— Дудки, посмотрим, чья взяла, — успокоившись твердым голосом, произнес Иваницкий, сев в глубокое кресло. Налил коньяку, залпом осушил стакан. — Посмотрим,… посмотрим.
Ивановский выгодно разместив часть капитала в акции промышленных компаний, в банки, открыл сеть аптек, попутно занялся ресторанным бизнесом. Сорвал куш от распространения биологических пищевых добавок, начал выпускать гламурный журнал. Разбогател, заматерел. На вопросы знакомых, откуда деньжата, отвечал уклончиво, одним, что получил наследство, другим, что выиграл в лотерею. Съехал со старой квартиры. Обзавелся шикарным особняком в престижном районе города. Дела шли, как по маслу. От прежнего неуклюжего, несуразного Эдички мало, что осталось. Как-то на встрече однокашников, куда Ивановский прикатил на шикарном авто, в сопровождении дюжины охранников, Вовка Штиль — закадычный друг, хлопая его по плечу, воскликнул: «Эдька сукин сын, привет!».

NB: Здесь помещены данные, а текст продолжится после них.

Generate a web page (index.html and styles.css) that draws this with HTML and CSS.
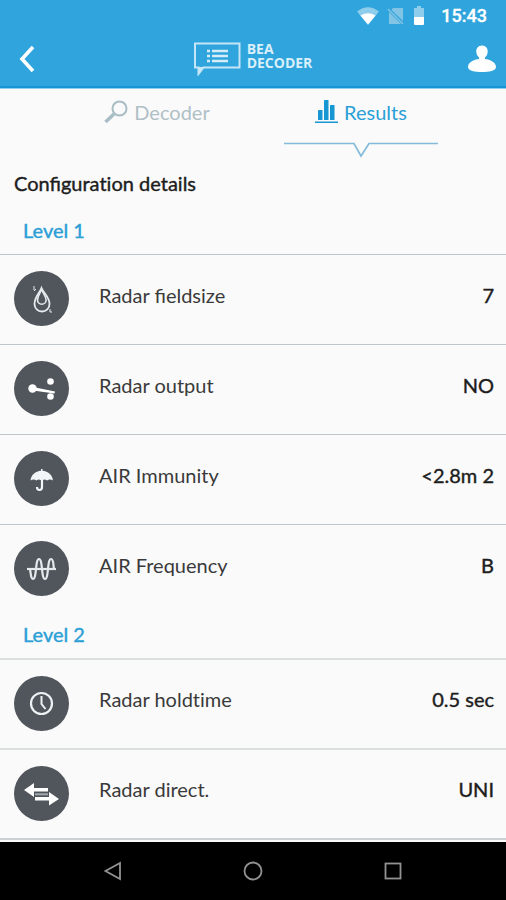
FILE: index.html
```html
<!DOCTYPE html>
<html lang="en">
<head>
<meta charset="utf-8">
<meta name="viewport" content="width=device-width, initial-scale=1">
<title>BEA Decoder</title>
<link rel="stylesheet" href="styles.css">
</head>
<body>
<header class="top">
  <div class="status">
    <svg width="22" height="18" viewBox="0 0 22 18" aria-hidden="true"><path fill="#8fcdec" d="M0 4.500Q11-4 22 4.500L11 18z"/><path fill="#fff" d="M3.500 8.500Q11 4 18.500 8.500L11 17.500z"/></svg>
    <svg width="18" height="18" viewBox="0 0 18 18" aria-hidden="true"><path fill="#82c4e6" d="M6 1h10v13L4.500 3zM2 5l12 12H2z"/><path d="M1 2l15 15" stroke="#82c4e6" stroke-width="1.500"/></svg>
    <svg width="12" height="20" viewBox="0 0 12 20" aria-hidden="true"><path fill="#8fcdec" d="M4 0h4v2h3v9H1V2h3z"/><path fill="#fff" d="M1 11h10v7q0 1-1 1H2q-1 0-1-1z"/></svg>
    <span class="clock">15:43</span>
  </div>
  <div class="bar">
    <button class="icon-button" aria-label="Back"><svg width="16" height="28" viewBox="0 0 16 28"><path d="M14 2L3 14l11 12" fill="none" stroke="#fff" stroke-width="3.600"/></svg></button>
    <div class="brand">
      <svg width="47" height="34" viewBox="0 0 47 34" aria-hidden="true"><path d="M1 1.500h44.500v24H9.500L4.500 32V25.500H1z" fill="none" stroke="#c5e6f7" stroke-width="2"/><path d="M4 25h6l-5 7z" fill="#c5e6f7"/><path d="M13 9h3M13 14h3M13 19h3M18 9h16M18 14h16M18 19h16" stroke="#d4edf9" stroke-width="2.400"/></svg>
      <div class="brand-name"><span>BEA</span><span>DECODER</span></div>
    </div>
    <button class="icon-button" aria-label="Account"><svg width="30" height="28" viewBox="0 0 30 28"><path fill="#fff" d="M15 0.500c4 0 6 3 5.700 6.500-.2 2.500-1.200 4-2.700 5.500v1.500c5 .7 11 3 11 8 0 4-7 5-14 5s-14-1-14-5c0-5 6-7.300 11-8v-1.500c-1.500-1.500-2.500-3-2.700-5.500C9 3.500 11 .5 15 .5z"/></svg></button>
  </div>
</header>
<nav class="tabs">
  <a class="tab" href="#decoder">
    <span class="tab-label"><svg width="24" height="24" viewBox="0 0 24 24" aria-hidden="true"><circle cx="15.500" cy="8.500" r="7" fill="none" stroke="#a9bdc5" stroke-width="2"/><path d="M10 14l-8.500 8" stroke="#a9bdc5" stroke-width="3.600"/></svg>Decoder</span>
  </a>
  <a class="tab active" href="#results" aria-current="page">
    <span class="tab-label"><svg width="23" height="24" viewBox="0 0 23 24" aria-hidden="true"><path d="M3 11q0-1 1-1h3.500v10H3zM9 1q0-1 1-1h3.500v20H9zM15 6q0-1 1-1h3.500v15H15zM0 21.500h23V23H0z" fill="#1696d2"/></svg>Results</span>
    <svg class="pointer" width="154" height="16" viewBox="0 0 154 16" aria-hidden="true"><path d="M0 1.500h70l7 12.500 8-12.500h69" fill="none" stroke="#85bbda" stroke-width="1.700"/></svg>
  </a>
</nav>
<main>
  <h1>Configu<span class="plain">ration</span> details</h1>
  <section>
    <h2>Level 1</h2>
    <dl>
      <div class="row">
        <svg class="badge" viewBox="0 0 55 55" aria-hidden="true"><circle cx="27.500" cy="27.500" r="27.500" fill="#50565c"/><g fill="none" stroke="#e5eaed"><path stroke-width="1.800" d="M27.500 17c-2 5-7 9-7 16a7 7 0 0 0 15 0c0-7-6-11-8-16z"/><path stroke-width="1.600" d="M27.500 18c-1 4-4 7-4 11a4.300 4.300 0 0 0 8.600 0c0-4-3.600-7-4.600-11z"/><path stroke-width="1" d="M20 15v4M22 18l-2 2M36 38v3h2"/></g></svg>
        <dt>Radar fieldsize</dt><dd>7</dd>
      </div>
      <div class="row">
        <svg class="badge" viewBox="0 0 55 55" aria-hidden="true"><circle cx="27.500" cy="27.500" r="27.500" fill="#50565c"/><g fill="#fff"><circle cx="18.500" cy="27.500" r="4.200"/><circle cx="36.500" cy="20.500" r="3.300"/><circle cx="36.500" cy="35.500" r="3.300"/><path d="M19 26l22 4.500-.5 2L19 29.500z"/></g></svg>
        <dt>Radar output</dt><dd>NO</dd>
      </div>
      <div class="row">
        <svg class="badge" viewBox="0 0 55 55" aria-hidden="true"><circle cx="27.500" cy="27.500" r="27.500" fill="#50565c"/><path fill="#f2f6f8" d="M16.500 29.500c.5-5.500 5-9.500 10.500-9.800V18h1.500v1.700c5.500.3 10 4.300 10.500 9.800q-3-2-6 0-2.500-1.500-4-.5h-2.500q-2-1-4 .5-3-2-6 0z"/><path d="M28 28v8q0 3-2.500 3T23 36" fill="none" stroke="#f2f6f8" stroke-width="2.200"/></svg>
        <dt>AIR Immunity</dt><dd>&lt;2.8m 2</dd>
      </div>
      <div class="row">
        <svg class="badge" viewBox="0 0 55 55" aria-hidden="true"><circle cx="27.500" cy="27.500" r="27.500" fill="#50565c"/><path d="M13 28h29" stroke="#e4e9ec" stroke-width="2.200"/><path d="M16 28c1 6 1 10 3 10 4 0 2-20 6-20s2 20 6 20 2-20 6-20c3 0 2 6 3 10" fill="none" stroke="#e4e9ec" stroke-width="2.200"/></svg>
        <dt>AIR Frequency</dt><dd>B</dd>
      </div>
    </dl>
  </section>
  <section>
    <h2>Level 2</h2>
    <dl>
      <div class="row">
        <svg class="badge" viewBox="0 0 55 55" aria-hidden="true"><circle cx="27.500" cy="27.500" r="27.500" fill="#50565c"/><circle cx="27.500" cy="27.500" r="10.500" fill="none" stroke="#eef2f4" stroke-width="2.200"/><path d="M27.500 20v8l4 5" fill="none" stroke="#eef2f4" stroke-width="2"/></svg>
        <dt class="plain">Radar holdtime</dt><dd>0.5 sec</dd>
      </div>
      <div class="row">
        <svg class="badge" viewBox="0 0 55 55" aria-hidden="true"><circle cx="27.500" cy="27.500" r="27.500" fill="#50565c"/><path fill="#fff" d="M10 24l10-7v5h14v3.500H20V31zM45 33l-10-7v5H21V34.500h14v5z"/><path d="M21 28.300h13" stroke="#a2a8ac" stroke-width="2"/></svg>
        <dt>Radar direct.</dt><dd>UNI</dd>
      </div>
    </dl>
  </section>
</main>
<footer class="system">
  <button class="icon-button" aria-label="System back"><svg width="20" height="20" viewBox="0 0 20 20"><path d="M17 2v16L2.500 10z" fill="none" stroke="#929292" stroke-width="1.800"/></svg></button>
  <button class="icon-button" aria-label="Home"><svg width="20" height="20" viewBox="0 0 20 20"><circle cx="10" cy="10" r="8.500" fill="none" stroke="#929292" stroke-width="1.800"/></svg></button>
  <button class="icon-button" aria-label="Recent apps"><svg width="20" height="20" viewBox="0 0 20 20"><rect x="2.500" y="2.500" width="15" height="15" fill="none" stroke="#929292" stroke-width="1.800"/></svg></button>
</footer>
</body>
</html>
```
FILE: styles.css
```css
* { box-sizing: border-box; }

body {
  margin: 0;
  min-height: 100vh;
  display: flex;
  flex-direction: column;
  background: #fafafa;
  color: #1d1d1d;
  font-family: Lato, "Liberation Sans", sans-serif;
  font-size: 20px;
  line-height: 24px;
}

svg { display: block; flex: none; }

.icon-button {
  display: grid;
  place-items: center;
  padding: 0;
  border: 0;
  background: none;
}

.top {
  background: #30a4dc;
  border-bottom: 2px solid #1595d6;
  box-shadow: 0 1px #8fd0f0;
}

.status {
  display: flex;
  align-items: center;
  justify-content: flex-end;
  gap: 8px;
  height: 32px;
  padding-right: 19px;
}

.clock {
  margin-left: 8px;
  color: #fff;
  font: 500 18px/24px Roboto, sans-serif;
  -webkit-text-stroke: 0.3px;
}

.bar {
  display: flex;
  align-items: center;
  justify-content: space-between;
  height: 54px;
  padding: 0 9px 0 19px;
}

.brand {
  display: flex;
  align-items: center;
  gap: 6px;
  padding-left: 4px;
}

.brand-name {
  display: grid;
  padding-bottom: 7px;
  color: #d9effa;
  font: 700 14px/14px "Open Sans", sans-serif;
}

.tabs {
  display: grid;
  grid-template-columns: 1fr 1fr;
  height: 78px;
  padding: 0 43px 0 55px;
}

.tab {
  display: flex;
  flex-direction: column;
  align-items: center;
  gap: 18px;
  padding-top: 12px;
  color: #b0c0c6;
  text-decoration: none;
}

.tab.active { color: #2b9fd6; }

.tab-label {
  display: flex;
  align-items: center;
  gap: 6px;
}

main { flex: 1; }

h1, h2, dl, dd { margin: 0; }

h1, h2, dd {
  font-size: 20px;
  font-weight: 400;
  line-height: 24px;
  -webkit-text-stroke: 0.4px;
}

h1 { padding: 5px 14px 15px; }

h2 {
  height: 44px;
  padding: 8px 23px;
  color: #2b9fd6;
}

/* Keeps "ti" as two separate letters */
.plain { font-variant-ligatures: none; }

.row {
  display: flex;
  align-items: center;
  height: 90px;
  padding: 0 12px 2px 14px;
  border-top: 1px solid #bcc6cb;
}

section:last-child .row { border-top: 2px solid #dcdfe0; }

section:last-child dl { border-bottom: 2px solid #cdd1d3; }

.badge {
  width: 55px;
  height: 55px;
}

dt {
  flex: 1;
  padding: 0 0 8px 30px;
  color: #3a3a3a;
}

dd { padding-bottom: 8px; }

.system {
  display: flex;
  align-items: center;
  justify-content: center;
  gap: 120px;
  height: 58px;
  background: #000;
}
```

«Не Эдька, а Эдуард Захарович», — резко одернул его Ивановский и сбросил руку бывшего друга с плеча.
«Хрен поймешь этих миллионеров. Такие нервные», — удивился Штиль, поеживаясь.
С изменением статуса, изменился и круг знакомств Эдуарда Захаровича, изменился его досуг. Презентации, теле — звезды, ночные клубы и бега. На лацкане пиджака заблестел депутатский значок. Олимп у ног. Тамарочка души не чаяла в супруге. Только откроет рот,… будьте любезны Тамара Абрамовна. Только подумает,… плииз. Но со временем, Эдичка стал замечать странные вещи, происходящие в его организме. Периодами накатывали приступы тошноты, его рвало, перестал реагировать на блеск женских глаз, на выпуклости и выемки прекрасных тел. Его стала бить непредсказуемая дрожь при рукопожатиях с мужчинами, стал меняться тембр голоса. Коллеги все чаще и чаще встречали его в обществе менеджера одного из отделов — Леонида Збарского — высокого брюнета с внешностью Адама. И еще запах,… тлетворный запах, постоянно, исходящий от шефа. Эдичка и сам чуткими ноздрями то и дело, ловя этот назойливый запах, выливал на себя гектолитры одеколона, распыляя дезодоранты, мыл руки, чистил зубы…
Тамарочка рыдала, страдая «Эдя сходи к врачу. Эдя что с тобой мой котик? Ах, я умру, наверное, мое сердце обливается кровью… Эдя…».
Тот орал на нее:
— Это все твои утиные паштеты, мидии… суши.
В один из ранних майских дней лимузин Ивановского, покачиваясь, подкатил к престижной частной клинике. Заведующий отделением услужливо предложив сесть знатному гостю в свое кресло, внимательно выслушал жалобы посетителя.
— Рвота, тошнота, влажность тела, выпадение волос, — интересно, весьма интересно, — поправляя очки на переносице, произнес доктор. Поднял трубку телефона: — Надюша, зайдите ко мне…
В кабинет впорхнула, держа в руках блокнот огненно — рыжая дама в медицинском синем халате.
— Эдуард Захарович, познакомьтесь, — Надежда Александровна Забейворота. Она займется Вашим обследованием. Надюша, случай нетривиальный. Сделаете гастроскопию, колоноскопию, анализы…
Эдичка валяясь на больничной койке, страдал, пытаясь анализировать ситуацию, в которой оказался.
— Манна небес, как манка крупа… Может у меня проказа Надя или СПИД? — спросил вошедшую Надежду.
— Да что Вы Эдуард Захарович, какая там проказа. Сейчас процедурку одну занятную сделаем, завтра томографию. Вам делали клизму вчера,… сегодня?
— Делали, делали, — погладил Эдик под одеялом часть тела ниже спины…
Медсестра провела его в кабинет на первом этаже, уложила на кушетку и, укрыв простыней, предложила повернуться на правый бок. Густо намазала указательный палец в резиновой перчатке вазелином, раздвинула Эдичкины розовые ягодицы…
— Ой, — вырвалось у Ивановского.
— Вам больно?
— Нет… нет, щекотно.
Забейворота поднялась с кресла и ввела в напрягшееся тело пациента длинный черный ферритовый шнур, припав к окуляру прибора.
Эдичка почувствовал, что в него, словно вползла, извиваясь змея. Оргазмы один за другим потрясали его. Лились слезы, слезы восторга, слезы ужаса. Воздух с шипением вырывался из черного баллона, стоящего на полу, и сквозь отверстие в шнуре раздувал живот.